Bank Indonesia begins its 2-day monetary policy meeting on Wednesday. The 2-day monthly meeting is a new format that the central bank adopts starting this month. There is definitely plenty to ponder this month, given how risk aversion has been rather overwhelming so far in 2016. Concerns over growth prospect in the region have escalated following the turmoil in China markets last week. Most Asian currencies, including the rupiah, have been under pressure against the US dollar.
"Inflation has moderated more markedly than our expectations. In particular, core inflation has fallen below 4% (YoY), lowest in 5 years. While it may well be a one-off, it still suggests that inflationary pressures may not be as high as what we have projected for this year", says DBS Group Research.

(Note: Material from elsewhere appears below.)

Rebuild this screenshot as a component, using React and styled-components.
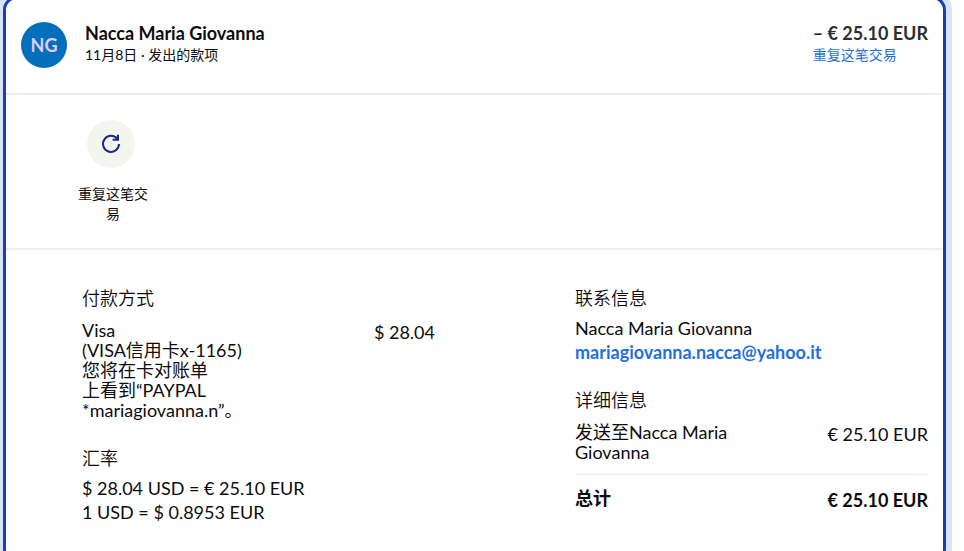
import React from "react";
import styled, { createGlobalStyle } from "styled-components";

const GlobalStyle = createGlobalStyle`
  * {
    box-sizing: border-box;
  }

  body {
    margin: 0;
    background: #ffffff;
    color: #0c0c0d;
    font-family: Lato, "Noto Sans CJK SC", sans-serif;
    font-size: 18px;
    line-height: 24px;
  }

  h2, h3, p, dl, dt, dd, address {
    margin: 0;
    font-style: normal;
  }
`;

const Page = styled.div`
  height: 100vh;
  overflow: hidden;
`;

const Card = styled.main`
  min-height: calc(100vh + 16px);
  margin: -4px 18px 0 3px;
  border: 3px solid #1a3fb4;
  border-radius: 14px;
  box-shadow: 0 0 0 6px #d6e3f8;
`;

const Header = styled.header`
  display: flex;
  align-items: flex-start;
  padding: 23px 15px 25px;
  border-bottom: 2px solid #eeeeec;
`;

const Avatar = styled.div`
  display: flex;
  align-items: center;
  justify-content: center;
  width: 46px;
  height: 46px;
  margin-right: 18px;
  border-radius: 50%;
  background: #0070ba;
  color: #e3cdfb;
  font-weight: 700;
`;

const Summary = styled.div`
  flex: ${props => (props.$grow ? 1 : "none")};
`;

const Title = styled.h2`
  color: ${props => props.$color || "#0c0c0d"};
  font-size: 18px;
  font-weight: 700;
  line-height: 23px;
`;

const Small = styled.p`
  font-size: 14px;
  line-height: 20px;
`;

const Link = styled.a`
  color: #1f6fe0;
  font-weight: ${props => (props.$bold ? 700 : 400)};
  text-decoration: none;
`;

const Actions = styled.section`
  padding: 25px 70px 24px;
  border-bottom: 2px solid #eeeeec;
`;

const RepeatButton = styled.button`
  display: flex;
  flex-direction: column;
  align-items: center;
  gap: 16px;
  width: 74px;
  padding: 0;
  border: 0;
  background: none;
  color: #0c0c0d;
  font-family: inherit;
  font-size: 14px;
  line-height: 20px;
  cursor: pointer;
`;

const Circle = styled.span`
  display: flex;
  align-items: center;
  justify-content: center;
  width: 48px;
  height: 48px;
  margin-right: 4px;
  border-radius: 50%;
  background: #f5f5f0;
`;

const Details = styled.div`
  display: grid;
  grid-template-columns: 1fr 1fr;
  gap: 140px;
  padding: 36px 15px 0 76px;
`;

const Section = styled.section`
  margin-bottom: 24px;
`;

const Heading = styled.h3`
  margin-bottom: ${props => props.$space || "6px"};
  font-size: 18px;
  font-weight: 350;
  line-height: 24px;
`;

const Row = styled.dl`
  display: flex;
  justify-content: space-between;
  padding-bottom: 2px;
`;

const RowWithTotal = styled(Row)`
  padding-bottom: 12px;
`;

const TotalRow = styled(Row)`
  padding-top: 13px;
  border-top: 1px solid #e9ebed;
  font-weight: 700;
`;

const Label = styled.dt`
  width: 160px;
  line-height: 20px;
`;

const Amount = styled.dd`
  white-space: nowrap;
`;

function RepeatIcon() {
  return (
    <svg width="24" height="24" viewBox="0 0 24 24" fill="none" stroke="#182a83" strokeWidth="2" aria-hidden="true">
      <path d="M18.5 7.2A8 8 0 1 0 20 12" />
      <path d="M19 2.8V7.8H13.6" />
    </svg>
  );
}

export default function App() {
  return (
    <Page>
      <GlobalStyle />
      <Card lang="zh-CN">
        <Header>
          <Avatar>NG</Avatar>
          <Summary $grow>
            <Title>Nacca Maria Giovanna</Title>
            <Small>11月8日 · 发出的款项</Small>
          </Summary>
          <Summary>
            <Title $color="#2c2e2f">– € 25.10 EUR</Title>
            <Small>
              <Link href="#repeat">重复这笔交易</Link>
            </Small>
          </Summary>
        </Header>
        <Actions>
          <RepeatButton type="button">
            <Circle>
              <RepeatIcon />
            </Circle>
            重复这笔交易
          </RepeatButton>
        </Actions>
        <Details>
          <div>
            <Section>
              <Heading $space="10px">付款方式</Heading>
              <Row>
                <Label>
                  Visa
                  <br />
                  (VISA信用卡x-1165)
                  <br />
                  您将在卡对账单
                  <br />
                  上看到“PAYPAL
                  <br />
                  *mariagiovanna.n”。
                </Label>
                <Amount>$ 28.04</Amount>
              </Row>
            </Section>
            <Section>
              <Heading>汇率</Heading>
              <p>$ 28.04 USD = € 25.10 EUR</p>
              <p>1 USD = $ 0.8953 EUR</p>
            </Section>
          </div>
          <div>
            <Section>
              <Heading>联系信息</Heading>
              <address>
                Nacca Maria Giovanna
                <br />
                <Link $bold href="mailto:mariagiovanna.nacca@yahoo.it">
                  mariagiovanna.nacca@yahoo.it
                </Link>
              </address>
            </Section>
            <Section>
              <Heading $space="10px">详细信息</Heading>
              <RowWithTotal>
                <Label>发送至Nacca Maria Giovanna</Label>
                <Amount>€ 25.10 EUR</Amount>
              </RowWithTotal>
              <TotalRow>
                <Label>总计</Label>
                <Amount>€ 25.10 EUR</Amount>
              </TotalRow>
            </Section>
          </div>
        </Details>
      </Card>
    </Page>
  );
}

If CPI and core inflation were to remain circa 5% and 4% respectively this year, there is arguably room for BI to cut interest rates. As it is, real interest rates are already the highest in the region. Chances of a rate cut are probably higher now compared to last month.

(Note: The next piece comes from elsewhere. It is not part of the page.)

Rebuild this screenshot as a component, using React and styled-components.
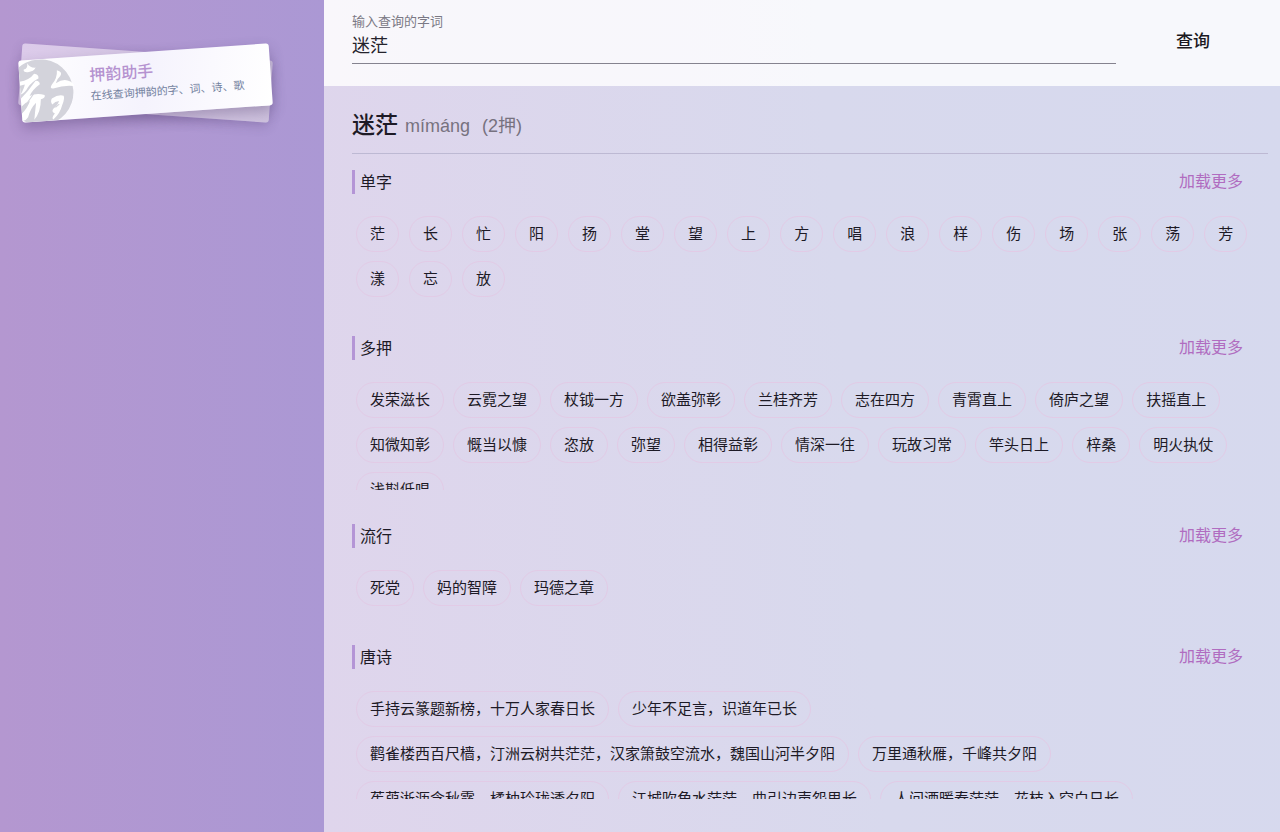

"We wonder if it is necessary to cut at all though. Official projections, including that of the central bank's, have already pointed to a stronger GDP growth in 2016. As noted in our latest quarterly, we reckon that GDP growth might have bottomed out", added DBS Group Research.
A slightly faster investment growth this year is likely to lift overall GDP growth above 5%. And this is based on the projection of steady BI rate at 7.5% throughout the year. There is no urgent need to cut rates. A stable rupiah is arguably more important for stronger GDP growth. At a time when talks of a currency war are rife in the markets, cutting interest rate may send the wrong signal. That BI has been active managing volatility of the rupiah for quite some time makes it hard to digest why the central bank would want to cut rates at this juncture.